Originally Published On Reviews Hub
East is East is now most fondly remembered as a raucous, hilarious 1999 BAFTA award-winning film with terrific central performances from Linda Bassett and Om Puri, which sugar-coated the darkness and violence underneath for smatterings of visual and verbal humour. Sam Yates’ production, now coming to the end of a tour after its run in the West End last year, goes too far in the opposite direction; sacrificing the comic to attempt to get to the heart of the family dilemmas. He doesn’t fully catch the contrast of the play’s tricky tone, which takes it from light to dark and back again in the cadence of a line, and it leads to an occasionally muddled and muted evening.
Salford in 1971 finds the Khans torn between the contrasting values of living like “good Pakistanis and Muslims” as demanded by their tyrannical father and living like British teenagers – which his children look to embrace – giving them freedom in partners and careers and quietly supported by their northern mother.
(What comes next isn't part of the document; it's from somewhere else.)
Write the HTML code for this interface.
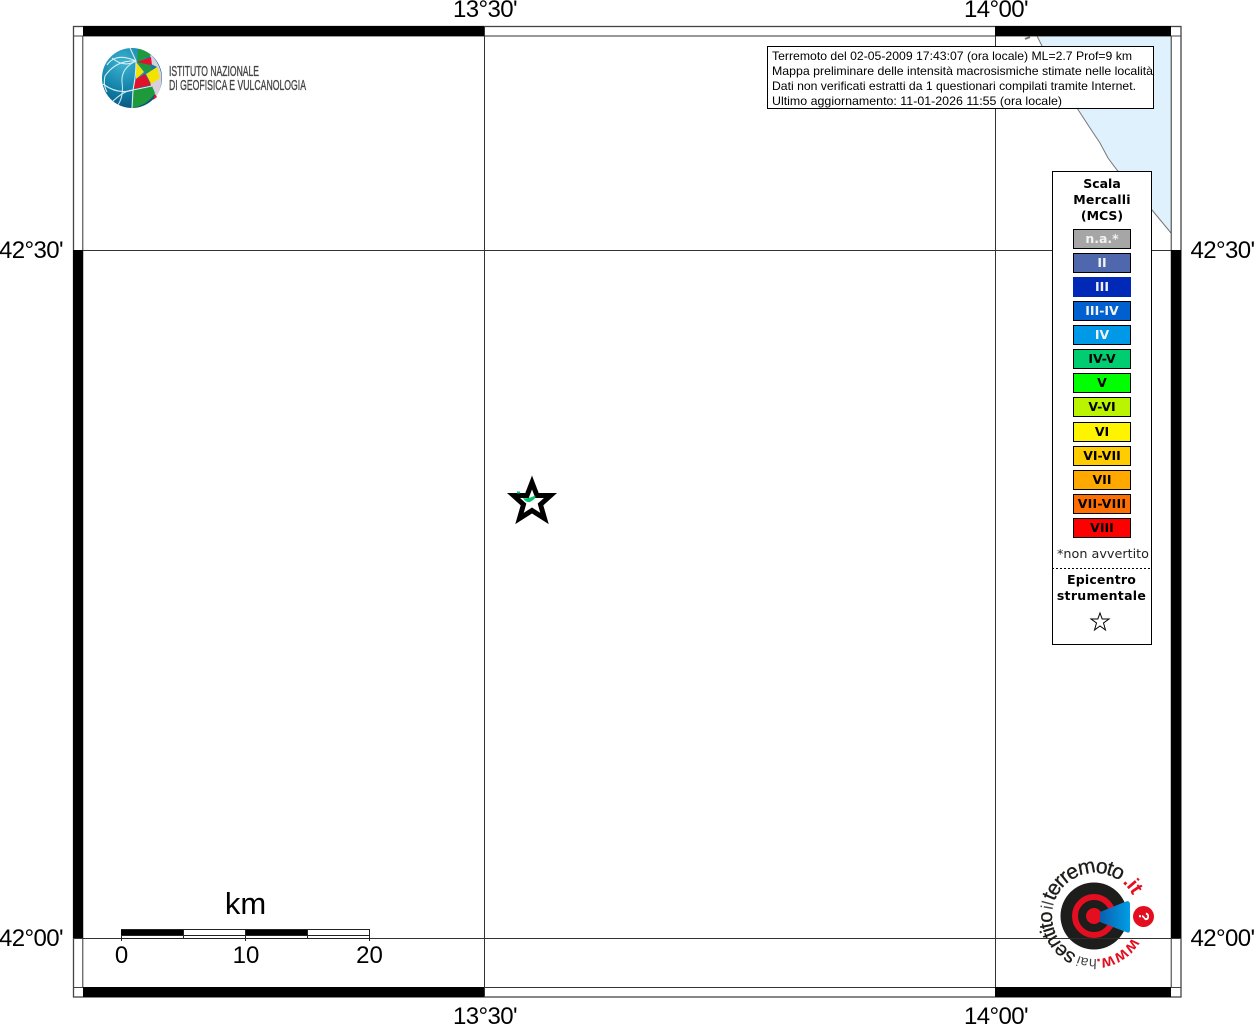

One son is undertaking an art course at college, another tumbling from bed to bed, all kept quiet from the bullish George. As he arranges marriages for two of his sons against their wills, these outlooks are about to crash headfirst into each other.
Writer Ayub Khan Din created one of modern theatre’s most fascinating characters in his patriarch George, obviously wanting the best for his seven children but terrifying in his stubbornness; a likeable monster, charming at times and turning violent when he feels his world start to collapse. Played last year in the West End by the author himself, he’s here given a performance by Simon Nagra that captures fully the three-dimensional complexity of the man. If the chemistry between him and his wife, played by Father Ted favourite Pauline McLynn, never fully convinces, this is as much down to the fact we struggle to comprehend, in a different era granted, why she would stay with someone where the love between them seems to be in the distant past and he has now become abusive.
The play finally catches fire in the closing climactic betrothal tea party when everything falls apart and secrets are finally revealed, in a scene as beautifully constructed as anything by ultimate stylists Stoppard or Frayn, and sees the family characters finally finding their voice and becoming a stronger, more united family as a result.
Yates draws strong performances from his ensemble. Dharmesh Patel finds his voice and stands up to his father and finds himself the new modern head of the family as a result, Salma Hoque is a sparky and curious younger daughter and Sally Bankes is the northern aunty who, with her gossipy asides, feels like she has flown in from Alan Bennett’s Enjoy.
Played out in Tom Scutt’s beautiful tenement design where the forestage transforms into both family house and the family-run fish and chip shop, the whole production has a retro old-fashioned feel that, with a sharper production, would capture its issues more pertinently.